Searching through shelves and shelves of books that have existed for decades opened my eyes to new perspectives and wonderments of how books were made and read back in the old days. After searching continuously, grabbing any book I can get my hands on made me treasure what I finally found greatly!
I came across an antique looking, rusty book that contained an explicit “old book” smell anyone could distinguish. The title of the book is Seventeen lectures on the study of medieval and modern history and kindred subjects by William Stubbs. The first time I skimmed through it, I did not come across any type of annotations or marginalia whatsoever. However, I opened the back cover and I noticed a whole page of notes a reader had taken. This person methodically analyzed the content of the book and comprehended the content in his or her own distinct technique.

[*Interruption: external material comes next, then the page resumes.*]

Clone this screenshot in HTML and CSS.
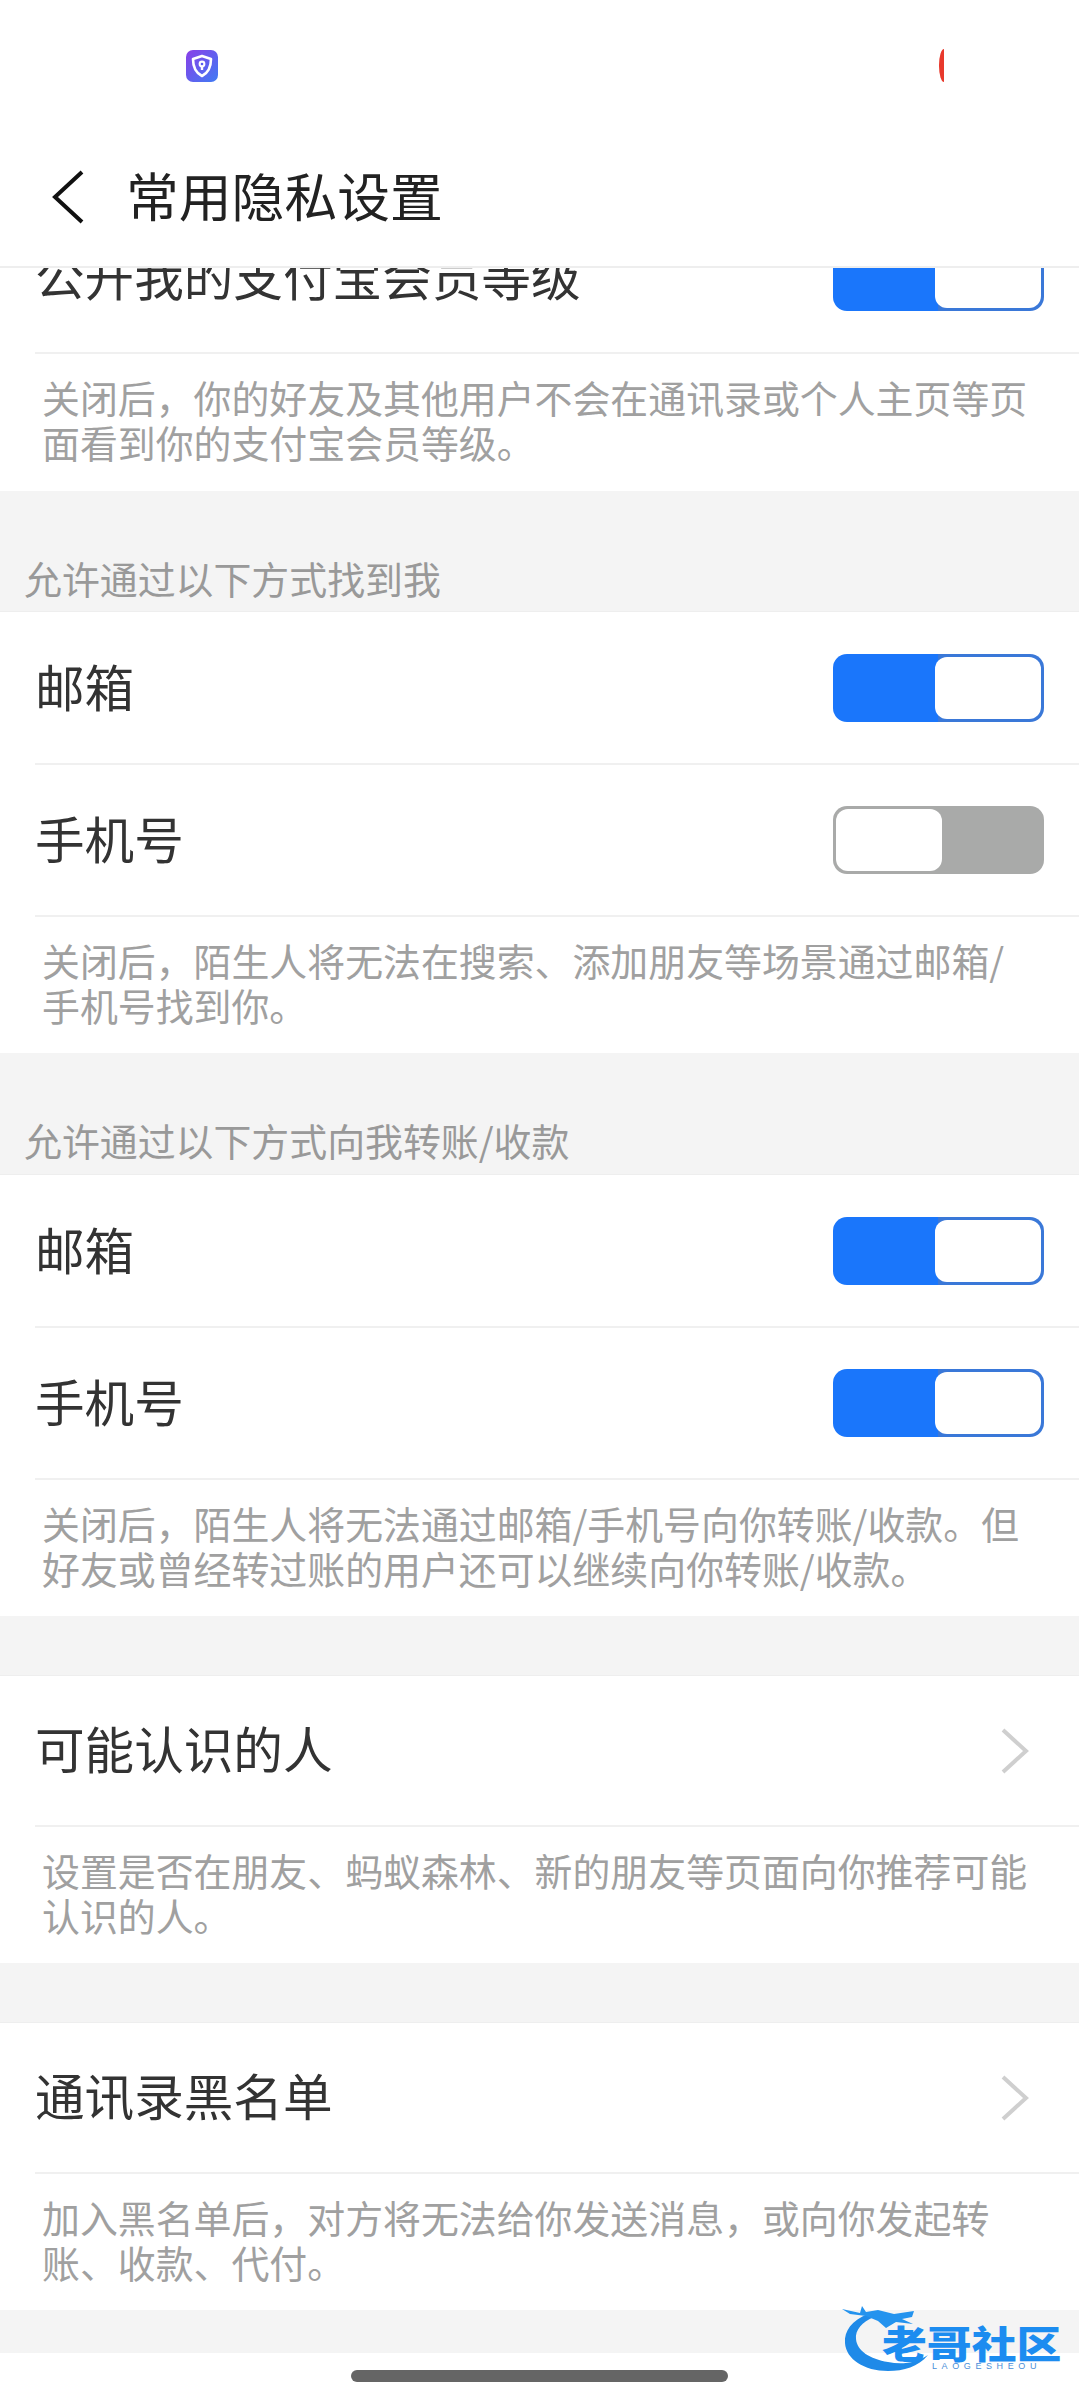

The specific reader of this book identified the date of the period this took place in from 1554-1579. He established Elizabeth’s life time as 1559 to 1603. He also identified the type of prose, the style of poetry, and the many theologies present in the themes of this book. He identifies: “Drama, Masque, Pageants, Interludes” in the book as a main concept and aspect of Elizabeth’s reign.
I also came across a few sentences that were underlined and brought to attention by the reader. On page 79, he or she underline substantial and primary books or works of literature that is crucial to understanding the theme of this book. Such works of literature include: “The Essay in Lord Bacon’s Essays”, “The Literature of Travel”, Navigation, The Laws of Ecclesiastical Polity”.
On the final page I found marginalia, a few statements were underlined as well. The name “Ralph Roister Doister” and “It is our earliest picture of London manners” were underlined to portray and depict a primary fact as a crucial aspect of the understanding to this book.